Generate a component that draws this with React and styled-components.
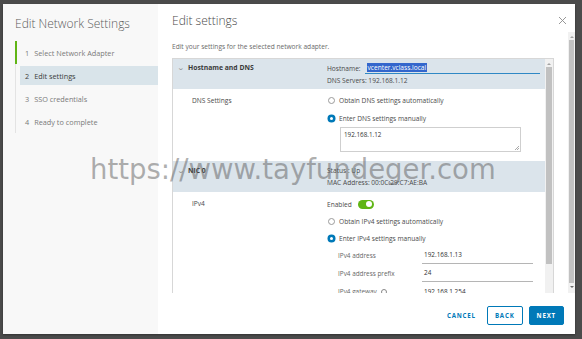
import React from 'react';
import styled, { createGlobalStyle } from 'styled-components';

const GlobalStyle = createGlobalStyle`
  html, body {
    margin: 0;
    padding: 0;
    background: #4b4b4b;
  }
  body {
    font-family: "Open Sans", "Noto Sans", sans-serif;
    color: #565656;
  }
`;

const Stage = styled.div`
  position: relative;
  width: 582px;
  height: 339px;
  padding: 4px 7px 5px 3px;
  box-sizing: border-box;
`;

const Modal = styled.div`
  display: flex;
  height: 330px;
  background: #fff;
  box-shadow: 0 1px 2px rgba(0, 0, 0, 0.35);
`;

const Sidebar = styled.aside`
  width: 155px;
  flex-shrink: 0;
  background: #f8f8f8;
  padding: 11px 0 0 12px;
  box-sizing: border-box;
`;

const SideTitle = styled.h2`
  margin: 0 0 8px;
  font-size: 12px;
  font-weight: 300;
  color: #5d5d5d;
  line-height: 18px;
  white-space: nowrap;
`;

const StepList = styled.ol`
  list-style: none;
  margin: 0;
  padding: 0;
  border-left: 1px solid #e3e3e3;
`;

const Step = styled.li`
  display: flex;
  align-items: center;
  height: 23px;
  margin-left: ${({ done }) => (done ? '-1px' : '0')};
  border-left: ${({ done }) => (done ? '2px solid #60b515' : 'none')};
  padding-left: ${({ done }) => (done ? '3px' : '4px')};
`;

const StepLabel = styled.div`
  display: flex;
  align-items: center;
  gap: 5px;
  flex: 1;
  height: 19px;
  padding-left: 5px;
  font-size: 7.3px;
  color: ${({ active }) => (active ? '#3c3c3c' : '#7a7a7a')};
  background: ${({ active }) => (active ? '#d9e4ea' : 'transparent')};
`;

const Main = styled.section`
  flex: 1;
  display: flex;
  flex-direction: column;
  min-width: 0;
`;

const Header = styled.header`
  display: flex;
  align-items: center;
  justify-content: space-between;
  height: 28px;
  box-sizing: border-box;
  padding: 5px 8px 0 14px;
`;

const Title = styled.h1`
  margin: 0;
  font-size: 12px;
  font-weight: 300;
  color: #4a4a4a;
`;

const CloseBtn = styled.button`
  border: none;
  background: none;
  padding: 0;
  width: 10px;
  height: 10px;
  display: flex;
  align-items: center;
  justify-content: center;
  color: #8c8c8c;
`;

const BodyRow = styled.div`
  display: flex;
  height: 261px;
`;

const Scroller = styled.div`
  flex: 1;
  overflow: hidden;
  padding: 0 14px 0 14px;
`;

const Intro = styled.p`
  margin: 0;
  padding-top: 10px;
  height: 26px;
  box-sizing: border-box;
  font-size: 6.6px;
  color: #6a6a6a;
`;

const Box = styled.div`
  display: flex;
  border: 1px solid #d7d7d7;
  border-bottom: none;
  height: 240px;
  overflow: hidden;
`;

const BoxContent = styled.div`
  flex: 1;
  min-width: 0;
`;

const Section = styled.div`
  display: grid;
  grid-template-columns: 154px 1fr;
  height: ${({ h }) => h}px;
  background: ${({ head }) => (head ? '#dbe4eb' : '#fff')};
  box-sizing: border-box;
  padding-top: ${({ pt }) => pt || 0}px;
`;

const SectionTitle = styled.div`
  display: flex;
  align-items: flex-start;
  gap: 4px;
  padding-left: 5px;
  font-size: 6.8px;
  font-weight: 700;
  color: #3a3a3a;
  line-height: 9px;
`;

const Chevron = styled.span`
  color: #8a8a8a;
  font-weight: 400;
  font-size: 7px;
  transform: scaleX(1.3);
`;

const RowLabel = styled.div`
  padding-left: 19px;
  font-size: 6.6px;
  color: #4a4a4a;
  line-height: 9px;
`;

const Col = styled.div`
  display: flex;
  flex-direction: column;
  gap: ${({ gap }) => gap || 0}px;
`;

const Line = styled.div`
  display: flex;
  align-items: center;
  gap: 4px;
  font-size: 6.6px;
  line-height: 9px;
  color: #4a4a4a;
  height: ${({ h }) => h || 9}px;
`;

const HostInput = styled.div`
  width: 173px;
  height: 10px;
  border-bottom: 1px solid #2f88c5;
  display: flex;
  align-items: flex-start;
  padding-left: 2px;
`;

const Selected = styled.span`
  background: #3366cc;
  color: #fff;
  font-size: 6.6px;
  line-height: 9px;
  padding: 0 1px;
`;

const Radio = styled.span`
  width: 7px;
  height: 7px;
  border-radius: 50%;
  box-sizing: border-box;
  flex-shrink: 0;
  margin-left: 1px;
  border: ${({ on }) => (on ? '2px solid #0079b8' : '1px solid #9a9a9a')};
  background: ${({ on }) => (on ? '#fff' : 'transparent')};
  box-shadow: ${({ on }) => (on ? '0 0 0 0.5px #0079b8' : 'none')};
`;

const TextArea = styled.div`
  position: relative;
  margin-left: 13px;
  width: 181px;
  height: 25px;
  border: 1px solid #cfcfcf;
  box-sizing: border-box;
  padding: 2px 3px;
  font-size: 6.3px;
  color: #333;
`;

const Grip = styled.span`
  position: absolute;
  right: 1px;
  bottom: 1px;
  width: 4px;
  height: 4px;
  background: linear-gradient(135deg, transparent 45%, #aaa 50%, transparent 60%, transparent 70%, #aaa 75%, transparent 85%);
`;

const Toggle = styled.span`
  position: relative;
  width: 16px;
  height: 9px;
  border-radius: 5px;
  background: #60b515;
  margin-left: 2px;
  &::after {
    content: '';
    position: absolute;
    right: 1.5px;
    top: 1.5px;
    width: 6px;
    height: 6px;
    border-radius: 50%;
    background: #fff;
  }
`;

const Field = styled.div`
  display: grid;
  grid-template-columns: 84px 111px;
  align-items: end;
  margin-left: 11px;
  height: ${({ h }) => h || 17}px;
  font-size: 6.4px;
`;

const FieldLabel = styled.span`
  color: #666;
  padding-bottom: 4px;
  display: flex;
  align-items: center;
  gap: 4px;
`;

const FieldValue = styled.span`
  color: #333;
  padding: 0 0 4px 2px;
  border-bottom: ${({ line }) => (line ? '1px solid #b5b5b5' : 'none')};
`;

const Info = styled.span`
  width: 6px;
  height: 6px;
  border: 1px solid #888;
  border-radius: 50%;
  box-sizing: border-box;
`;

const ScrollBar = styled.div`
  width: ${({ w }) => w}px;
  flex-shrink: 0;
  display: flex;
  flex-direction: column;
  background: #f1f1f1;
  padding-top: 1px;
`;

const Arrow = styled.div`
  height: 7px;
  display: flex;
  align-items: center;
  justify-content: center;
  &::before {
    content: '';
    border-left: 2px solid transparent;
    border-right: 2px solid transparent;
    ${({ down }) => (down ? 'border-top: 2px solid #6a6a6a;' : 'border-bottom: 2px solid #a3a3a3;')}
  }
`;

const Thumb = styled.div`
  margin: 0 1px;
  height: ${({ h }) => h}px;
  background: #c1c1c1;
`;

const Spacer = styled.div`
  flex: 1;
`;

const Footer = styled.footer`
  flex: 1;
  display: flex;
  align-items: center;
  justify-content: flex-end;
  gap: 6px;
  padding: 4px 11px 0 0;
`;

const Btn = styled.button`
  height: 19px;
  padding: 0 ${({ pad }) => pad || 7}px;
  margin-left: ${({ ghost }) => (ghost ? '0' : '0')};
  border-radius: 2px;
  font-family: "Open Sans", "Noto Sans", sans-serif;
  font-size: 6.2px;
  font-weight: 700;
  letter-spacing: 0.8px;
  cursor: pointer;
  color: ${({ primary }) => (primary ? '#fff' : '#0079b8')};
  background: ${({ primary }) => (primary ? '#0079b8' : '#fff')};
  border: 1px solid ${({ ghost }) => (ghost ? 'transparent' : '#0079b8')};
`;

const Watermark = styled.div`
  position: absolute;
  left: 90px;
  top: 151px;
  font-family: "DejaVu Sans", sans-serif;
  font-size: 27.5px;
  line-height: 36px;
  color: rgba(95, 95, 95, 0.5);
  pointer-events: none;
  white-space: nowrap;
`;

const steps = ['Select Network Adapter', 'Edit settings', 'SSO credentials', 'Ready to complete'];

export default function App() {
  return (
    <>
      <GlobalStyle />
      <Stage>
        <Modal>
          <Sidebar>
            <SideTitle>Edit Network Settings</SideTitle>
            <StepList>
              {steps.map((s, i) => (
                <Step key={s} done={i === 0}>
                  <StepLabel active={i === 1}>
                    <span>{i + 1}</span>
                    <span>{s}</span>
                  </StepLabel>
                </Step>
              ))}
            </StepList>
          </Sidebar>
          <Main>
            <Header>
              <Title>Edit settings</Title>
              <CloseBtn aria-label="close">
                <svg width="9" height="9" viewBox="0 0 9 9">
                  <path d="M1 1L8 8M8 1L1 8" stroke="#8c8c8c" strokeWidth="0.9" />
                </svg>
              </CloseBtn>
            </Header>
            <BodyRow>
              <Scroller>
                <Intro>Edit your settings for the selected network adapter.</Intro>
                <Box>
                  <BoxContent>
                    <Section head h={30} pt={4}>
                      <SectionTitle>
                        <Chevron>⌄</Chevron>
                        <span>Hostname and DNS</span>
                      </SectionTitle>
                      <Col gap={3}>
                        <Line h={10}>
                          <span>Hostname:</span>
                          <HostInput>
                            <Selected>vcenter.vclass.local</Selected>
                          </HostInput>
                        </Line>
                        <Line>DNS Servers: 192.168.1.12</Line>
                      </Col>
                    </Section>
                    <Section h={72} pt={7}>
                      <RowLabel>DNS Settings</RowLabel>
                      <Col gap={9}>
                        <Line>
                          <Radio />
                          <span>Obtain DNS settings automatically</span>
                        </Line>
                        <Col gap={4}>
                          <Line>
                            <Radio on />
                            <span>Enter DNS settings manually</span>
                          </Line>
                          <TextArea>
                            192.168.1.12
                            <Grip />
                          </TextArea>
                        </Col>
                      </Col>
                    </Section>
                    <Section head h={31} pt={5}>
                      <SectionTitle>
                        <Chevron>⌄</Chevron>
                        <span>NIC 0</span>
                      </SectionTitle>
                      <Col gap={3}>
                        <Line>Status : Up</Line>
                        <Line>MAC Address: 00:0C:29:C7:AE:BA</Line>
                      </Col>
                    </Section>
                    <Section h={120} pt={7}>
                      <RowLabel>IPv4</RowLabel>
                      <Col>
                        <Col gap={8}>
                          <Line h={10}>
                            <span>Enabled</span>
                            <Toggle />
                          </Line>
                          <Line>
                            <Radio />
                            <span>Obtain IPv4 settings automatically</span>
                          </Line>
                          <Line>
                            <Radio on />
                            <span>Enter IPv4 settings manually</span>
                          </Line>
                        </Col>
                        <Field h={21}>
                          <FieldLabel>IPv4 address</FieldLabel>
                          <FieldValue line>192.168.1.13</FieldValue>
                        </Field>
                        <Field h={18}>
                          <FieldLabel>IPv4 address prefix</FieldLabel>
                          <FieldValue line>24</FieldValue>
                        </Field>
                        <Field h={18}>
                          <FieldLabel>
                            IPv4 gateway <Info />
                          </FieldLabel>
                          <FieldValue>192.168.1.254</FieldValue>
                        </Field>
                      </Col>
                    </Section>
                  </BoxContent>
                  <ScrollBar w={8}>
                    <Arrow />
                    <Thumb h={197} />
                    <Spacer />
                  </ScrollBar>
                </Box>
              </Scroller>
              <ScrollBar w={7}>
                <Arrow />
                <Thumb h={243} />
                <Arrow down />
              </ScrollBar>
            </BodyRow>
            <Footer>
              <Btn ghost pad={4}>CANCEL</Btn>
              <Btn>BACK</Btn>
              <Btn primary>NEXT</Btn>
            </Footer>
          </Main>
        </Modal>
        <Watermark>https://www.tayfundeger.com</Watermark>
      </Stage>
    </>
  );
}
:::
# CHALLENGE:
Copy each line of the listing that holds the word "React".

# THE SOLUTION:
Generate a component that draws this with React and styled-components.
import React from 'react';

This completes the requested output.